## RECORDS SHOWN

■ ■ ■

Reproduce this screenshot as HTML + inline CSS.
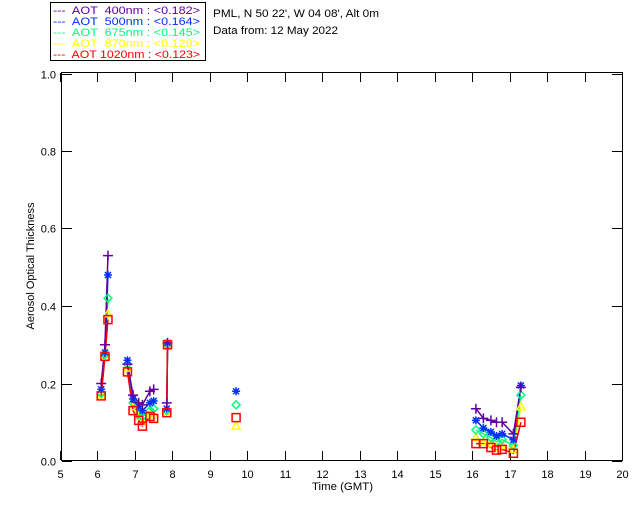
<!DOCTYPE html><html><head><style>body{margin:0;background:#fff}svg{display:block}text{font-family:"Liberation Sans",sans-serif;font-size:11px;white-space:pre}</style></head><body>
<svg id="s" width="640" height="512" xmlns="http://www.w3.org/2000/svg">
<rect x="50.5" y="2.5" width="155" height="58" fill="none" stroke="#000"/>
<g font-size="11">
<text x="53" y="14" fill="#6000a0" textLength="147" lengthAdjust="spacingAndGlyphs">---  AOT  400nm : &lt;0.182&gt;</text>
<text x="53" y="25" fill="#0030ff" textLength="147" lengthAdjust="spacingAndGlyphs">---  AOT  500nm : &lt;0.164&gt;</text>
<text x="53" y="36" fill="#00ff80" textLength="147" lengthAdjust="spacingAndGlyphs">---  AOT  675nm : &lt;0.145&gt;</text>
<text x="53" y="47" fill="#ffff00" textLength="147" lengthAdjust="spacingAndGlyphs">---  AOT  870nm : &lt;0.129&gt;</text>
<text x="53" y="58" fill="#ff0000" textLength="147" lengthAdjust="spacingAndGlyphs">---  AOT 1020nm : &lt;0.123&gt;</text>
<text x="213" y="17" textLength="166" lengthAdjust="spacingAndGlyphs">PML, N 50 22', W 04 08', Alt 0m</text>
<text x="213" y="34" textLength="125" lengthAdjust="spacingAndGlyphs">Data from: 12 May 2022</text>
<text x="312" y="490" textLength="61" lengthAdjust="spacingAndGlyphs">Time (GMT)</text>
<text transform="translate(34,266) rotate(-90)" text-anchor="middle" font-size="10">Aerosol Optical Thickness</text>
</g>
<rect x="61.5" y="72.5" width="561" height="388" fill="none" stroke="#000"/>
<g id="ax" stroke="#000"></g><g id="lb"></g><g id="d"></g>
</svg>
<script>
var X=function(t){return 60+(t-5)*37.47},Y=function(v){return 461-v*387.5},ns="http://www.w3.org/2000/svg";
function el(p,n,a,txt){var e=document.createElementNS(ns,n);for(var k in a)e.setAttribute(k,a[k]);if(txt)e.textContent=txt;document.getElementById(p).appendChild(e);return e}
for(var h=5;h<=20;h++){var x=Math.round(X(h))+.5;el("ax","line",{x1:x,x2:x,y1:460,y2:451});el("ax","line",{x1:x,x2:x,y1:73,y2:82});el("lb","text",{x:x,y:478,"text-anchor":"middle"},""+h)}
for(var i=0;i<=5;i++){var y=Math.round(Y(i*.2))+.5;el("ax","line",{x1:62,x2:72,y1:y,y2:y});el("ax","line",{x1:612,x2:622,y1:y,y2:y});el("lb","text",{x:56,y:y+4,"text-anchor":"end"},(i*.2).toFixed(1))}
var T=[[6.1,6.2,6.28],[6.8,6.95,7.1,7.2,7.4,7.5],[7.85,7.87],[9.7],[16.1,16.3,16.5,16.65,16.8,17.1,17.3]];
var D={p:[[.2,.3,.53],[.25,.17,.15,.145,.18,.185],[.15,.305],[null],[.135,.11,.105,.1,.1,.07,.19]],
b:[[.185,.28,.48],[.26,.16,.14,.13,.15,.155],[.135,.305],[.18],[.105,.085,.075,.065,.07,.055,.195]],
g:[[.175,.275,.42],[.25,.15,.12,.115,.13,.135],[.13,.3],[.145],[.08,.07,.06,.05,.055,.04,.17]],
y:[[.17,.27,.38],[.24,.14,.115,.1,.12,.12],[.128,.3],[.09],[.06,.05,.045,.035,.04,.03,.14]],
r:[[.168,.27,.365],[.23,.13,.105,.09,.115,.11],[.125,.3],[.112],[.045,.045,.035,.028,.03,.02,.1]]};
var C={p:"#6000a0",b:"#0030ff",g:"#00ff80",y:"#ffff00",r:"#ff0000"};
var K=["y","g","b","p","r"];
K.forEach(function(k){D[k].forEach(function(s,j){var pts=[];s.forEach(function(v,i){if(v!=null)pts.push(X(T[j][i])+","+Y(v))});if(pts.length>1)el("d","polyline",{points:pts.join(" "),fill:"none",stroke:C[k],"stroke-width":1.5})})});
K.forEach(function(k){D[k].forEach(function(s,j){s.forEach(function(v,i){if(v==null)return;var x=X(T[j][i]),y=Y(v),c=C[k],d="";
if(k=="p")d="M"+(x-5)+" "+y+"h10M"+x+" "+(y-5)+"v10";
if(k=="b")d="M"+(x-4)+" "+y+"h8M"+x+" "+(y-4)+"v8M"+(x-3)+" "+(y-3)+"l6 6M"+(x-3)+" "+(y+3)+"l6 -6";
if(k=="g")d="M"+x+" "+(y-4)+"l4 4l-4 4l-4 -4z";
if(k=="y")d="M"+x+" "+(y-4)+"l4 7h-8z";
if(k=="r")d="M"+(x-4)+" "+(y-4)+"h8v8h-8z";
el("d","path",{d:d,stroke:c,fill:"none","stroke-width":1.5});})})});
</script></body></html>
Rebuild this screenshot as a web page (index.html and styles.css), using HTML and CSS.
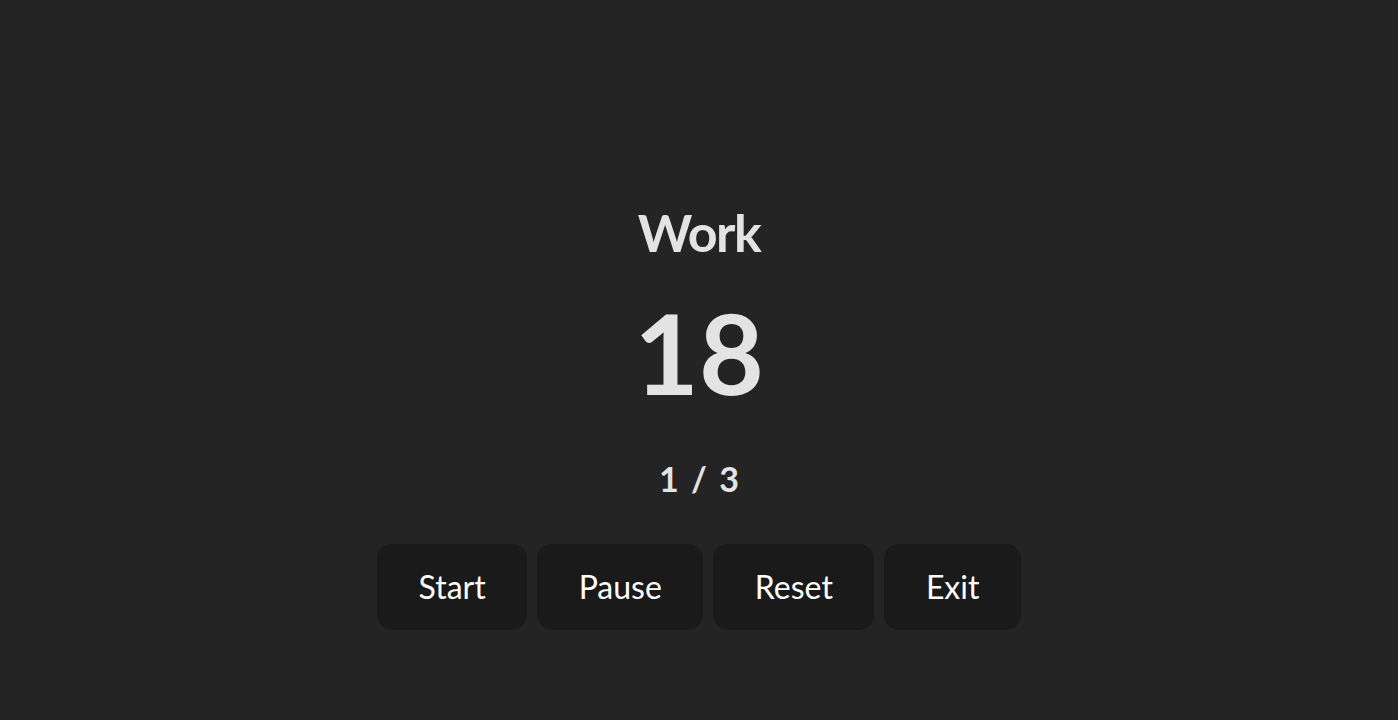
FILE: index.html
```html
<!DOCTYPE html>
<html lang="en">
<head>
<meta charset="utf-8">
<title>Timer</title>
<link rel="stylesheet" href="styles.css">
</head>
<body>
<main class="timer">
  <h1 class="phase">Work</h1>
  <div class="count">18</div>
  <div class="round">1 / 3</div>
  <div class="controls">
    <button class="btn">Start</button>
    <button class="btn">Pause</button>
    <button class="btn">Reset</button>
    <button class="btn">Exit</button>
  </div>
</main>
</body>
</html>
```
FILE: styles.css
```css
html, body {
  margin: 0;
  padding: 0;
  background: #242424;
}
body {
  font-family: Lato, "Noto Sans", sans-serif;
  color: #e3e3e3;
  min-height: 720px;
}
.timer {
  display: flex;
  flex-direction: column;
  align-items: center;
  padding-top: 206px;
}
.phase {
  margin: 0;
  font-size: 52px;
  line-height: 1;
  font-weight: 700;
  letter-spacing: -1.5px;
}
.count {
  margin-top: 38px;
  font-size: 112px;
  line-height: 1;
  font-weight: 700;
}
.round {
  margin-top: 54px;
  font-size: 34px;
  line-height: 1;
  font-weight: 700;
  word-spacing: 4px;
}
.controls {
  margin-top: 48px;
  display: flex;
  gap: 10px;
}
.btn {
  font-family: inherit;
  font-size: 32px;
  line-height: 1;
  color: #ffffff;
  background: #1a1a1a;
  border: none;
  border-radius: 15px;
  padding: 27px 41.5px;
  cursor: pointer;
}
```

■ ■ ■

## DESCRIPTION OF THE TASK
Reproduce the material in its entirety and word for word, without the pictures.

## TASK OUTPUT
Reproduce this screenshot as HTML + inline CSS.
<!DOCTYPE html><html><head><style>body{margin:0;background:#fff}svg{display:block}text{font-family:"Liberation Sans",sans-serif;font-size:11px;white-space:pre}</style></head><body>
<svg id="s" width="640" height="512" xmlns="http://www.w3.org/2000/svg">
<rect x="50.5" y="2.5" width="155" height="58" fill="none" stroke="#000"/>
<g font-size="11">
<text x="53" y="14" fill="#6000a0" textLength="147" lengthAdjust="spacingAndGlyphs">---  AOT  400nm : &lt;0.182&gt;</text>
<text x="53" y="25" fill="#0030ff" textLength="147" lengthAdjust="spacingAndGlyphs">---  AOT  500nm : &lt;0.164&gt;</text>
<text x="53" y="36" fill="#00ff80" textLength="147" lengthAdjust="spacingAndGlyphs">---  AOT  675nm : &lt;0.145&gt;</text>
<text x="53" y="47" fill="#ffff00" textLength="147" lengthAdjust="spacingAndGlyphs">---  AOT  870nm : &lt;0.129&gt;</text>
<text x="53" y="58" fill="#ff0000" textLength="147" lengthAdjust="spacingAndGlyphs">---  AOT 1020nm : &lt;0.123&gt;</text>
<text x="213" y="17" textLength="166" lengthAdjust="spacingAndGlyphs">PML, N 50 22', W 04 08', Alt 0m</text>
<text x="213" y="34" textLength="125" lengthAdjust="spacingAndGlyphs">Data from: 12 May 2022</text>
<text x="312" y="490" textLength="61" lengthAdjust="spacingAndGlyphs">Time (GMT)</text>
<text transform="translate(34,266) rotate(-90)" text-anchor="middle" font-size="10">Aerosol Optical Thickness</text>
</g>
<rect x="61.5" y="72.5" width="561" height="388" fill="none" stroke="#000"/>
<g id="ax" stroke="#000"></g><g id="lb"></g><g id="d"></g>
</svg>
<script>
var X=function(t){return 60+(t-5)*37.47},Y=function(v){return 461-v*387.5},ns="http://www.w3.org/2000/svg";
function el(p,n,a,txt){var e=document.createElementNS(ns,n);for(var k in a)e.setAttribute(k,a[k]);if(txt)e.textContent=txt;document.getElementById(p).appendChild(e);return e}
for(var h=5;h<=20;h++){var x=Math.round(X(h))+.5;el("ax","line",{x1:x,x2:x,y1:460,y2:451});el("ax","line",{x1:x,x2:x,y1:73,y2:82});el("lb","text",{x:x,y:478,"text-anchor":"middle"},""+h)}
for(var i=0;i<=5;i++){var y=Math.round(Y(i*.2))+.5;el("ax","line",{x1:62,x2:72,y1:y,y2:y});el("ax","line",{x1:612,x2:622,y1:y,y2:y});el("lb","text",{x:56,y:y+4,"text-anchor":"end"},(i*.2).toFixed(1))}
var T=[[6.1,6.2,6.28],[6.8,6.95,7.1,7.2,7.4,7.5],[7.85,7.87],[9.7],[16.1,16.3,16.5,16.65,16.8,17.1,17.3]];
var D={p:[[.2,.3,.53],[.25,.17,.15,.145,.18,.185],[.15,.305],[null],[.135,.11,.105,.1,.1,.07,.19]],
b:[[.185,.28,.48],[.26,.16,.14,.13,.15,.155],[.135,.305],[.18],[.105,.085,.075,.065,.07,.055,.195]],
g:[[.175,.275,.42],[.25,.15,.12,.115,.13,.135],[.13,.3],[.145],[.08,.07,.06,.05,.055,.04,.17]],
y:[[.17,.27,.38],[.24,.14,.115,.1,.12,.12],[.128,.3],[.09],[.06,.05,.045,.035,.04,.03,.14]],
r:[[.168,.27,.365],[.23,.13,.105,.09,.115,.11],[.125,.3],[.112],[.045,.045,.035,.028,.03,.02,.1]]};
var C={p:"#6000a0",b:"#0030ff",g:"#00ff80",y:"#ffff00",r:"#ff0000"};
var K=["y","g","b","p","r"];
K.forEach(function(k){D[k].forEach(function(s,j){var pts=[];s.forEach(function(v,i){if(v!=null)pts.push(X(T[j][i])+","+Y(v))});if(pts.length>1)el("d","polyline",{points:pts.join(" "),fill:"none",stroke:C[k],"stroke-width":1.5})})});
K.forEach(function(k){D[k].forEach(function(s,j){s.forEach(function(v,i){if(v==null)return;var x=X(T[j][i]),y=Y(v),c=C[k],d="";
if(k=="p")d="M"+(x-5)+" "+y+"h10M"+x+" "+(y-5)+"v10";
if(k=="b")d="M"+(x-4)+" "+y+"h8M"+x+" "+(y-4)+"v8M"+(x-3)+" "+(y-3)+"l6 6M"+(x-3)+" "+(y+3)+"l6 -6";
if(k=="g")d="M"+x+" "+(y-4)+"l4 4l-4 4l-4 -4z";
if(k=="y")d="M"+x+" "+(y-4)+"l4 7h-8z";
if(k=="r")d="M"+(x-4)+" "+(y-4)+"h8v8h-8z";
el("d","path",{d:d,stroke:c,fill:"none","stroke-width":1.5});})})});
</script></body></html>
Rebuild this screenshot as a web page (index.html and styles.css), using HTML and CSS.
FILE: index.html
```html
<!DOCTYPE html>
<html lang="en">
<head>
<meta charset="utf-8">
<title>Timer</title>
<link rel="stylesheet" href="styles.css">
</head>
<body>
<main class="timer">
  <h1 class="phase">Work</h1>
  <div class="count">18</div>
  <div class="round">1 / 3</div>
  <div class="controls">
    <button class="btn">Start</button>
    <button class="btn">Pause</button>
    <button class="btn">Reset</button>
    <button class="btn">Exit</button>
  </div>
</main>
</body>
</html>
```
FILE: styles.css
```css
html, body {
  margin: 0;
  padding: 0;
  background: #242424;
}
body {
  font-family: Lato, "Noto Sans", sans-serif;
  color: #e3e3e3;
  min-height: 720px;
}
.timer {
  display: flex;
  flex-direction: column;
  align-items: center;
  padding-top: 206px;
}
.phase {
  margin: 0;
  font-size: 52px;
  line-height: 1;
  font-weight: 700;
  letter-spacing: -1.5px;
}
.count {
  margin-top: 38px;
  font-size: 112px;
  line-height: 1;
  font-weight: 700;
}
.round {
  margin-top: 54px;
  font-size: 34px;
  line-height: 1;
  font-weight: 700;
  word-spacing: 4px;
}
.controls {
  margin-top: 48px;
  display: flex;
  gap: 10px;
}
.btn {
  font-family: inherit;
  font-size: 32px;
  line-height: 1;
  color: #ffffff;
  background: #1a1a1a;
  border: none;
  border-radius: 15px;
  padding: 27px 41.5px;
  cursor: pointer;
}
```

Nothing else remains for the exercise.